Joe’s generosity to his alma mater, UCD, has taken many forms, including his sponsorship of a MA scholarship in Irish literature named for Professor Gus Martin and his key support of other humanities-related activities.  Vitally for the future of Irish studies, he has donated a highly significant collection of Irish poetry from the 20th and 21st centuries to UCD Library Special Collections.  These include a number of Yeats’s first editions and also correspondence, works of literary criticism and a rich range of contemporary Irish poetry. These works have been the subject of a number of influential exhibitions by Special Collections in recent years.  In one of the video resources accompanying the exhibitions, Joe makes a characteristically incisive comment, where he explains that he has collected materials in order to ‘recover bits of the visitable past’; thanks to him, that past can be preserved for posterity and visited by many.  His donations include an extremely rare first printing of ‘Easter 1916’, now currently on display in the recently opened Museum of Literature Ireland (MoLI – a partnership between UCD and NLI) and that item is already very popular with visitors.

To conclude, it is especially fitting that we honour Joe Hassett today, as part of a conferring ceremony in which we celebrate the power and value of education, when we reflect on the influence of our own teachers, mentors and educators (‘hearers and hearteners’), and when we look to the future that you, the graduating class of 2019, will shape and form, forging your own distinctive life-path.
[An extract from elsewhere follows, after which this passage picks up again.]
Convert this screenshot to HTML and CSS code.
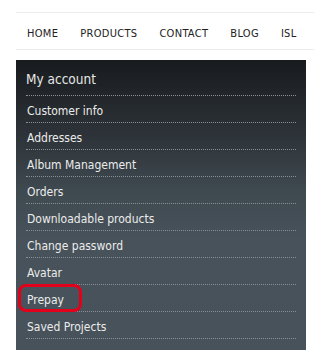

In conferring on him this honorary doctorate, we salute, in esteem and with gratitude, the work of Joseph M. Hassett as advocate for the arts and champion of Irish writing, his exemplary professional careers and his continuing inspirational work as author and scholar.

Praehonorabilis Praeses, totaque Universitas, 

Praesento vobis hunc meum filium, quem scio tam moribus quam doctrina habilem et idoneum esse qui admittatur, honoris causa, ad Gradum Doctoratus in Litteris; idque tibi fide mea testor ac spondeo, totique Academiae.